__Record set__
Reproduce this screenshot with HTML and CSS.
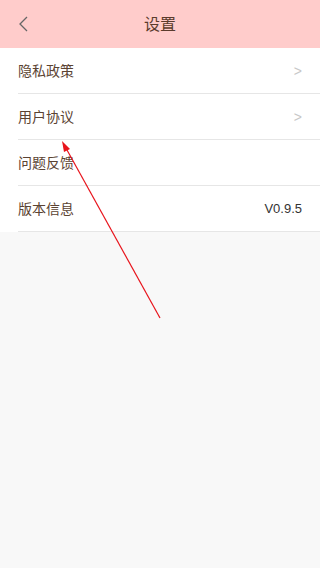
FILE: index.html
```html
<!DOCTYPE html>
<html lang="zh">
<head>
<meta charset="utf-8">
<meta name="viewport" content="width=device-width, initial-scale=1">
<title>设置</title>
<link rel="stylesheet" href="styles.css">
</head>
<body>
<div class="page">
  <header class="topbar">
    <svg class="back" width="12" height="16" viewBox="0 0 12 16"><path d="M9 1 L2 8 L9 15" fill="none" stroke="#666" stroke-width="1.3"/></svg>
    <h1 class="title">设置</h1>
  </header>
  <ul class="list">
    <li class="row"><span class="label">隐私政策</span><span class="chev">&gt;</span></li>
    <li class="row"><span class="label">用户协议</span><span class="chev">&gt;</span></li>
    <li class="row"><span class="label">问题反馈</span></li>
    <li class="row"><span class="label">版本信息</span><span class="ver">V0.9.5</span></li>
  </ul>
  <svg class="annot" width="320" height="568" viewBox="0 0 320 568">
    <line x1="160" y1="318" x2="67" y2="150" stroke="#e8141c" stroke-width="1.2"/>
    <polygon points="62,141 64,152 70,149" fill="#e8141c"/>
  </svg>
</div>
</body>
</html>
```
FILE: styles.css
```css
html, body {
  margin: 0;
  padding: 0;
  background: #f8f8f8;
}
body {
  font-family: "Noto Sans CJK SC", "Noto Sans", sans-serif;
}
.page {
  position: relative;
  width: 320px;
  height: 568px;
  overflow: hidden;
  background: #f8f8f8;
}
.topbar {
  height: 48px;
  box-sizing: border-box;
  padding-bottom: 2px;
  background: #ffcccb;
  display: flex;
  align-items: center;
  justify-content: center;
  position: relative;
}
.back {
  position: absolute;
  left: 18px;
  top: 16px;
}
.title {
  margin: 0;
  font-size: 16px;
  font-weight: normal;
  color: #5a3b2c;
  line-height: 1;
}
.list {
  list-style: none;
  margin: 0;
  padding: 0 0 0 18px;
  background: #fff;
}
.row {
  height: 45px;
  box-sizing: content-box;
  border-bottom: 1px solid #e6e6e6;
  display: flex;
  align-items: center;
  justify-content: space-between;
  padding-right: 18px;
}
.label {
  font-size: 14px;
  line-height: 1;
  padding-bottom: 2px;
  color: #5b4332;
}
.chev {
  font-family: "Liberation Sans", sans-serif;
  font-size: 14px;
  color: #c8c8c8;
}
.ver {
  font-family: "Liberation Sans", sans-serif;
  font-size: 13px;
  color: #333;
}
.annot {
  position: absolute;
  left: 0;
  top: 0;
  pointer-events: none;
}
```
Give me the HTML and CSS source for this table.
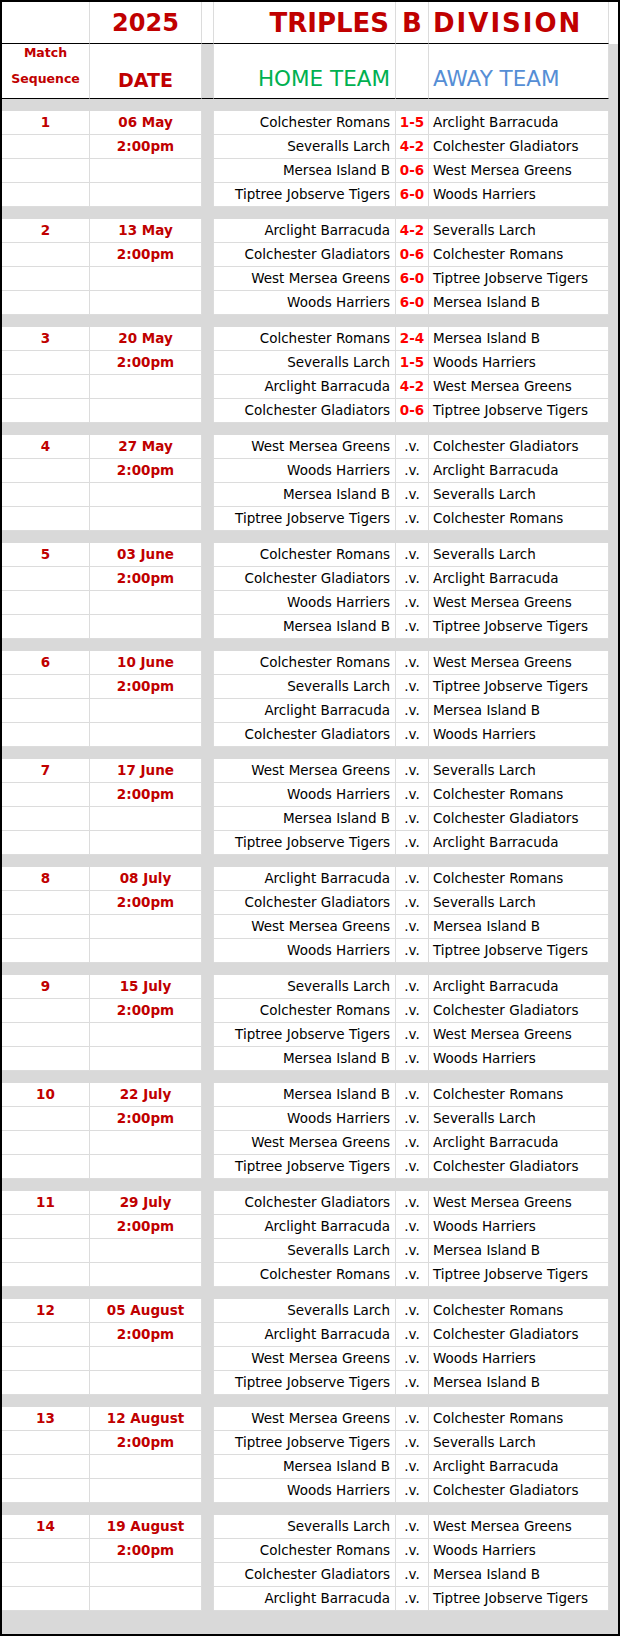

__Objective__
Quote every record above exactly, omitting any pictures they contain.

__Solution__
Reproduce this screenshot with HTML and CSS.
FILE: index.html
```html
<!DOCTYPE html>
<html lang="zh">
<head>
<meta charset="utf-8">
<meta name="viewport" content="width=device-width, initial-scale=1">
<title>设置</title>
<link rel="stylesheet" href="styles.css">
</head>
<body>
<div class="page">
  <header class="topbar">
    <svg class="back" width="12" height="16" viewBox="0 0 12 16"><path d="M9 1 L2 8 L9 15" fill="none" stroke="#666" stroke-width="1.3"/></svg>
    <h1 class="title">设置</h1>
  </header>
  <ul class="list">
    <li class="row"><span class="label">隐私政策</span><span class="chev">&gt;</span></li>
    <li class="row"><span class="label">用户协议</span><span class="chev">&gt;</span></li>
    <li class="row"><span class="label">问题反馈</span></li>
    <li class="row"><span class="label">版本信息</span><span class="ver">V0.9.5</span></li>
  </ul>
  <svg class="annot" width="320" height="568" viewBox="0 0 320 568">
    <line x1="160" y1="318" x2="67" y2="150" stroke="#e8141c" stroke-width="1.2"/>
    <polygon points="62,141 64,152 70,149" fill="#e8141c"/>
  </svg>
</div>
</body>
</html>
```
FILE: styles.css
```css
html, body {
  margin: 0;
  padding: 0;
  background: #f8f8f8;
}
body {
  font-family: "Noto Sans CJK SC", "Noto Sans", sans-serif;
}
.page {
  position: relative;
  width: 320px;
  height: 568px;
  overflow: hidden;
  background: #f8f8f8;
}
.topbar {
  height: 48px;
  box-sizing: border-box;
  padding-bottom: 2px;
  background: #ffcccb;
  display: flex;
  align-items: center;
  justify-content: center;
  position: relative;
}
.back {
  position: absolute;
  left: 18px;
  top: 16px;
}
.title {
  margin: 0;
  font-size: 16px;
  font-weight: normal;
  color: #5a3b2c;
  line-height: 1;
}
.list {
  list-style: none;
  margin: 0;
  padding: 0 0 0 18px;
  background: #fff;
}
.row {
  height: 45px;
  box-sizing: content-box;
  border-bottom: 1px solid #e6e6e6;
  display: flex;
  align-items: center;
  justify-content: space-between;
  padding-right: 18px;
}
.label {
  font-size: 14px;
  line-height: 1;
  padding-bottom: 2px;
  color: #5b4332;
}
.chev {
  font-family: "Liberation Sans", sans-serif;
  font-size: 14px;
  color: #c8c8c8;
}
.ver {
  font-family: "Liberation Sans", sans-serif;
  font-size: 13px;
  color: #333;
}
.annot {
  position: absolute;
  left: 0;
  top: 0;
  pointer-events: none;
}
```
Give me the HTML and CSS source for this table.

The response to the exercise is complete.